Built to sail, not to motor
Every choice in Sorvind's construction points toward the same goal: a boat that prefers its sails. The full carbon structure and obsessive weight control are not vanity metrics; they are what allows a 32-meter yacht to move in light air that would leave a heavier hull reaching for the throttle. A single Cummins QSB 6.7MCD delivering 305 horsepower at 2,600 rpm handles harbors and calms, but the engineering brief was explicit about reducing dependence on it.
The numbers tell the story of restraint. Length overall is 32.27 meters, stretching to 34.59 with the bowsprit.

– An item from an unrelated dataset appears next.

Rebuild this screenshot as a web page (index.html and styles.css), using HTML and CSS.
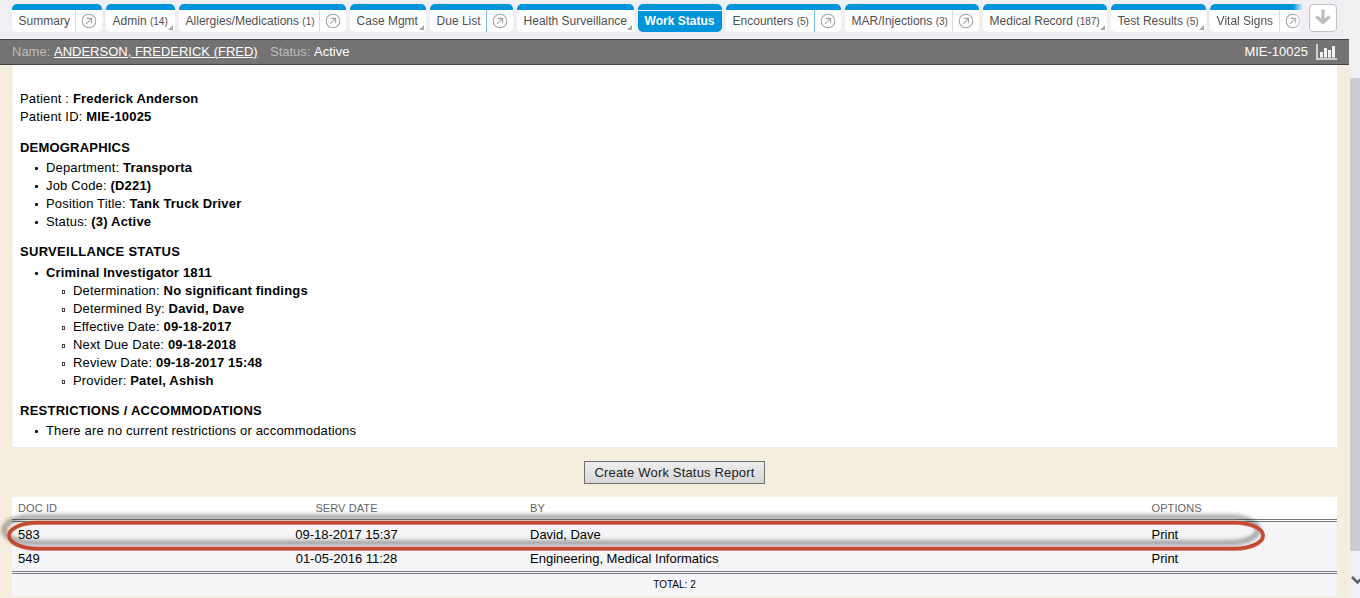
FILE: index.html
```html
<!DOCTYPE html>
<html lang="en">
<head>
<meta charset="utf-8">
<title>Work Status</title>
<link rel="stylesheet" href="styles.css">
</head>
<body>
<svg class="defs" width="0" height="0">
  <symbol id="open" viewBox="0 0 16 16"><circle cx="8" cy="8" r="6.8" fill="none" stroke="#a4a4a6" stroke-width="1.1"/><path d="M5.2 10.8 10.4 5.6M5.7 5.4h4.9v4.9" fill="none" stroke="#a4a4a6" stroke-width="1.1"/></symbol>
</svg>
<div class="app">
  <div class="main">
    <nav class="tabs">
      <div class="tab w-summary"><span class="label">Summary</span><span class="pop"><svg><use href="#open"/></svg></span></div>
      <div class="tab menu w-admin"><span class="label">Admin <small>(14)</small></span></div>
      <div class="tab w-allergies"><span class="label">Allergies/Medications <small>(1)</small></span><span class="pop"><svg><use href="#open"/></svg></span></div>
      <div class="tab menu w-case"><span class="label">Case Mgmt</span></div>
      <div class="tab w-due"><span class="label">Due List</span><span class="pop edge"><svg><use href="#open"/></svg></span></div>
      <div class="tab menu w-health"><span class="label">Health Surveillance</span></div>
      <div class="tab active w-work"><span class="label">Work Status</span></div>
      <div class="tab w-encounters"><span class="label">Encounters <small>(5)</small></span><span class="pop edge"><svg><use href="#open"/></svg></span></div>
      <div class="tab w-mar"><span class="label">MAR/Injections <small>(3)</small></span><span class="pop"><svg><use href="#open"/></svg></span></div>
      <div class="tab menu w-medical"><span class="label">Medical Record <small>(187)</small></span></div>
      <div class="tab menu w-test"><span class="label">Test Results <small>(5)</small></span></div>
      <div class="tab w-vital"><span class="label">Vital Signs</span><span class="pop"><svg><use href="#open"/></svg></span></div>
      <button class="more"><svg width="18" height="18" viewBox="0 0 18 18"><path d="M9 1.500v13M2.300 8.500 9 14.500l6.700-6" fill="none" stroke="#bfbfbf" stroke-width="3.400"/></svg></button>
    </nav>
    <header class="patient">
      <span class="key">Name:</span><a class="name">ANDERSON, FREDERICK (FRED)</a>
      <span class="key status">Status:</span><span class="state">Active</span>
      <span class="mrn">MIE-10025</span>
      <svg class="chart" width="21" height="16" viewBox="0 0 21 16"><path d="M1 0v15h20" fill="none" stroke="#f0f0f0" stroke-width="1.500"/><path d="M4 8h3v5.500H4zM8 4h3v9.500H8zM12 6h3v7.500h-3zM16 2h3v11.500h-3z" fill="#f2f2f2"/></svg>
    </header>
    <section class="report">
      <p>Patient : <b>Frederick Anderson</b></p>
      <p class="pid">Patient ID: <b>MIE-10025</b></p>
      <h2 class="h-demo">DEMOGRAPHICS</h2>
      <ul>
        <li>Department: <b>Transporta</b></li>
        <li>Job Code: <b>(D221)</b></li>
        <li>Position Title: <b>Tank Truck Driver</b></li>
        <li>Status: <b>(3) Active</b></li>
      </ul>
      <h2 class="h-surv">SURVEILLANCE STATUS</h2>
      <ul>
        <li><b>Criminal Investigator 1811</b>
          <ul class="sub">
            <li>Determination: <b>No significant findings</b></li>
            <li>Determined By: <b>David, Dave</b></li>
            <li>Effective Date: <b>09-18-2017</b></li>
            <li>Next Due Date: <b>09-18-2018</b></li>
            <li>Review Date: <b>09-18-2017 15:48</b></li>
            <li>Provider: <b>Patel, Ashish</b></li>
          </ul>
        </li>
      </ul>
      <h2 class="h-rest">RESTRICTIONS / ACCOMMODATIONS</h2>
      <ul><li>There are no current restrictions or accommodations</li></ul>
    </section>
    <div class="actions"><button class="create">Create Work Status Report</button></div>
    <div class="docs">
      <div class="row head"><span>DOC ID</span><span class="date">SERV DATE</span><span>BY</span><span>OPTIONS</span></div>
      <div class="row"><span>583</span><span class="date">09-18-2017 15:37</span><span>David, Dave</span><span>Print</span></div>
      <div class="row"><span>549</span><span class="date">01-05-2016 11:28</span><span>Engineering, Medical Informatics</span><span>Print</span></div>
      <div class="total">TOTAL: 2</div>
      <svg class="ring" width="1290" height="60" viewBox="0 0 1290 60"><rect x="21" y="18" width="1254" height="26" rx="28" ry="13" fill="none" stroke="#de9a8b" stroke-width="4"/><rect x="21" y="17.500" width="1254" height="26" rx="28" ry="13" fill="none" stroke="#c04a32" stroke-width="3.600"/></svg>
    </div>
  </div>
  <aside class="scroll"><div class="thumb"></div><svg width="10" height="47" viewBox="0 0 10 47"><path d="M2 26l5.500 5.500 5.500-5.500" fill="none" stroke="#606060" stroke-width="2.600"/></svg></aside>
</div>
</body>
</html>
```
FILE: styles.css
```css
*, *::before, *::after { box-sizing: border-box; }
body { margin: 0; font: 13px/18px "Liberation Sans", Arial, sans-serif; color: #000; background: #f5eddd; overflow: hidden; }
.defs { display: block; height: 0; }
.app { display: flex; height: 598px; }
.main { width: 1349px; flex: none; }
p, h2, ul { margin: 0; padding: 0; }

.tabs { display: flex; gap: 4px; height: 39px; padding: 4px 0 7px 12px; background: #efeff4; font-size: 12px; color: #4f4f51; }
.tab { display: flex; position: relative; flex: none; height: 28px; border-top: 6px solid #0095da; border-radius: 5px; background: #fff; overflow: hidden; white-space: nowrap; }
.label { flex: 1; padding: 2px 0 0 6.6px; }
.tab small { font-size: 10px; }
.pop { width: 27px; border-left: 1px solid #dcdcdf; padding: 3px 0 0 4.5px; }
.pop.edge { border-left-color: #7fbfe0; }
.pop svg { display: block; width: 16px; height: 16px; }
.menu::after { content: ""; position: absolute; right: 2px; bottom: 2px; width: 5px; height: 5px; background: #a6a6a6; clip-path: polygon(100% 0, 100% 100%, 0 100%); }
.active { background: #0095da; color: #fff; font-weight: bold; }
.active::before { content: ""; position: absolute; left: 0; right: 0; top: 0; height: 1px; background: #e6f4fb; }
.w-summary { width: 90px; }
.w-admin { width: 69px; }
.w-allergies { width: 167px; }
.w-case { width: 76px; }
.w-due { width: 83px; }
.w-health { width: 117px; }
.w-work { width: 84px; }
.w-encounters { width: 115px; }
.w-mar { width: 134px; }
.w-medical { width: 124px; }
.w-test { width: 95px; }
.w-vital { width: 93px; border-top-right-radius: 0; border-bottom-right-radius: 0; -webkit-mask: linear-gradient(90deg, #000 83px, transparent 93px); mask: linear-gradient(90deg, #000 83px, transparent 93px); }
.w-vital .pop { width: 24px; }
.more { display: flex; justify-content: center; align-items: center; width: 28px; height: 28px; margin-left: 2px; padding: 0 0 2px; border: 1px solid #c2c2c4; border-radius: 4px; background: #fff; }

.patient { display: flex; height: 26px; padding: 3px 12px 0; border-top: 1px solid #414345; border-bottom: 1px solid #414345; background: #737373; color: #fff; }
.key { color: #bcbcbc; width: 42px; }
.name { text-decoration: underline; width: 216px; white-space: nowrap; }
.status { width: 44px; }
.mrn { margin-left: auto; }
.chart { margin: 1px 0 0 8px; }

.report { height: 383px; width: 1325px; margin-left: 12px; padding: 25px 0 0 7px; background: #fff; border-left: 1px solid #f6f3ec; border-bottom: 1px solid #ececec; letter-spacing: 0.16px; }
.report b { letter-spacing: 0.18px; }
h2 { font-size: 13px; line-height: 18px; }
.h-demo { margin: 13px 0 2px; letter-spacing: 0.2px; }
.h-surv { margin: 12px 0 3px; letter-spacing: 0.3px; }
.h-rest { margin: 12px 0 2px; letter-spacing: 0.25px; }
ul { list-style: none; }
li { position: relative; padding-left: 26px; }
li::before { content: ""; position: absolute; left: 15px; top: 8px; width: 3px; height: 3px; border-radius: 1px; background: #111; }
.sub { margin-left: 1px; }
.sub li::before { left: 15px; top: 8px; width: 3px; height: 4px; border: 1px solid #444; border-radius: 0; background: none; }

.actions { height: 49px; padding: 13px 0 0 584px; }
.create { display: block; width: 181px; height: 23px; padding: 0; border: 1px solid #707070; background: linear-gradient(#eee, #d6d6d6); font: 13px/21px "Liberation Sans", Arial, sans-serif; color: #222; letter-spacing: 0.17px; }

.docs { position: relative; width: 1325px; height: 99px; margin-left: 12px; background: #f5f5f8; }
.row { display: grid; grid-template-columns: 219px 293px 621.5px 1fr; height: 24px; padding: 4px 0 0 6px; }
.date { text-align: center; padding-right: 74px; }
.head { height: 25px; padding-top: 2px; font-size: 11px; letter-spacing: 0.1px; color: #666; background: #fff; border-bottom: 3px double #77777d; }
.total { height: 25px; margin-top: 1px; padding-top: 2px; border-top: 3px double #77777d; text-align: center; font-size: 10px; }
.ring { position: absolute; left: -24px; top: 8px; filter: drop-shadow(-5px -5.5px 2px rgba(0,0,0,.42)); pointer-events: none; }

.scroll { width: 11px; flex: none; padding: 78px 0 0 1px; background: #f0f0f0; overflow: hidden; }
.thumb { height: 473px; background: #cdcdcd; }
.scroll svg { display: block; }
```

Waterline length runs to 29.44 meters, maximum beam to 7.31. The telescopic keel swings the draft between 3.65 and 5.6 meters, deep when performance is wanted, shallow when an anchorage demands it. It is a specification sheet written by people who intend to sail the boat hard, then host eight guests in comfort the same evening.
- Length overall
- 32.27 m · 34.59 m with bowsprit
- Waterline length
- 29.44 m
- Maximum beam
- 7.31 m
- Draft
- 3.65 m – 5.6 m · telescopic keel
- Displacement
- 69,500 kg
- Engine
- Cummins QSB 6.7MCD · 305 hp @ 2,600 rpm
- Construction
- Full carbon hull, deck & bulkheads
- Configuration
- Twin rudder · Raised Saloon
- Accommodation
- 8 guests · 4 cabins · crew of up to 6
- Naval architecture
- Farr Yacht Design
- Design
- Nauta Design · décor by Studio Hermanides
- Builder · Year
- Southern Wind Shipyard · 2022, Cape Town
Sorvind is the rare yacht that refuses the usual compromise. She sails like a boat built for the open ocean and welcomes guests like one built for the harbor, and she does both without apology. Five hulls into the SW105 series, Southern Wind has not so much reinvented the formula as proven, one more time, that it was right all along.